-- WHAT YOU ARE ASKED TO DO --
Hunt for the word "this" across the entries below, copying each line that holds it.

-- Begin SUPPLIED ENTRIES --

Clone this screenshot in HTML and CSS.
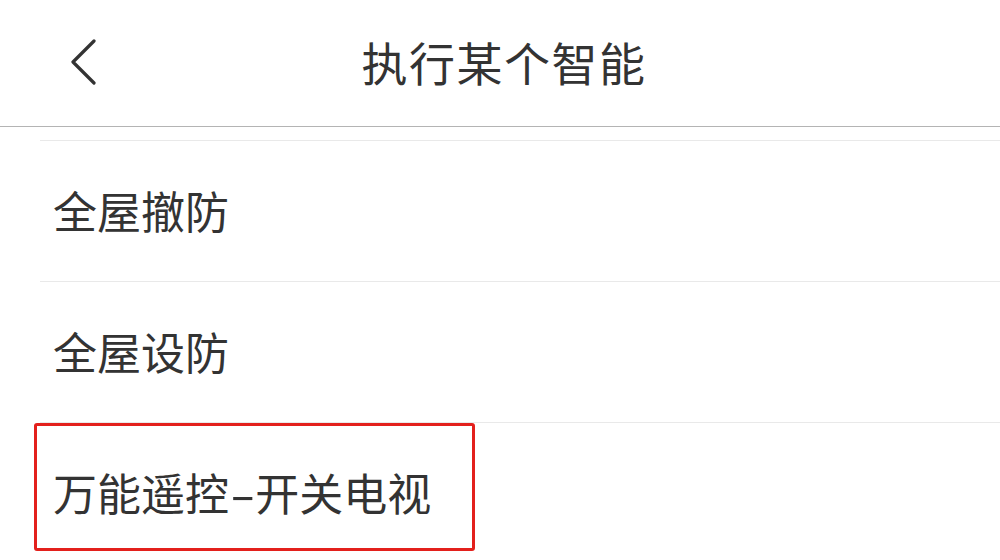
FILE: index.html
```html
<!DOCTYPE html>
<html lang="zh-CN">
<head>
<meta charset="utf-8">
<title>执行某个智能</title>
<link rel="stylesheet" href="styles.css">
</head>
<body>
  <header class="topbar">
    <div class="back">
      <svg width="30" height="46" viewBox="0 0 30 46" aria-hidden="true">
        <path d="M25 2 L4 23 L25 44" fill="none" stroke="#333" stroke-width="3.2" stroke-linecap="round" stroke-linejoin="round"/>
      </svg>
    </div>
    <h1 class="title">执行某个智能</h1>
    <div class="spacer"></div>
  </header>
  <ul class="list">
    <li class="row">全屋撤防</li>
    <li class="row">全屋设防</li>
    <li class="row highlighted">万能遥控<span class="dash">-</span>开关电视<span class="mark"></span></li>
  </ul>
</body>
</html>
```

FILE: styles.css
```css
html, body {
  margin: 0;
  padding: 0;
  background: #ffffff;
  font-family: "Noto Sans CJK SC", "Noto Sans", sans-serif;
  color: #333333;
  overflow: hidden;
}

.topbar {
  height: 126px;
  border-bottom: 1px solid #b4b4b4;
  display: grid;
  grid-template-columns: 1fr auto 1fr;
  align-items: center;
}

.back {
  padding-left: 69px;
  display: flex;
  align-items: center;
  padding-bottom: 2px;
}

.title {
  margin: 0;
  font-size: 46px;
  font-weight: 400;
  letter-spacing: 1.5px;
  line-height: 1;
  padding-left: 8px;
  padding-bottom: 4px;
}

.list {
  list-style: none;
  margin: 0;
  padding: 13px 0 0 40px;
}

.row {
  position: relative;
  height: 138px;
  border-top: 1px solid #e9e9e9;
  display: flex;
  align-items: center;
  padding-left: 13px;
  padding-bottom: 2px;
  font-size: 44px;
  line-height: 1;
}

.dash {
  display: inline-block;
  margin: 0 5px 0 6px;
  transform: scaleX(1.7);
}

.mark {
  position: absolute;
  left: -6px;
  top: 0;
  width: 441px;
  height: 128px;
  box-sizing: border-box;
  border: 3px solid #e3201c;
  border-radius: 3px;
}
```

-- End SUPPLIED ENTRIES --
-- Begin SUPPLIED ENTRIES --

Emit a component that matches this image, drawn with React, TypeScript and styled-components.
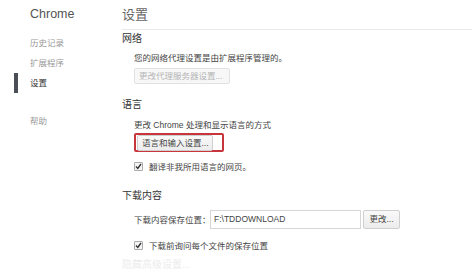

-- End SUPPLIED ENTRIES --

-- SOLUTION --
Clone this screenshot in HTML and CSS.
Emit a component that matches this image, drawn with React, TypeScript and styled-components.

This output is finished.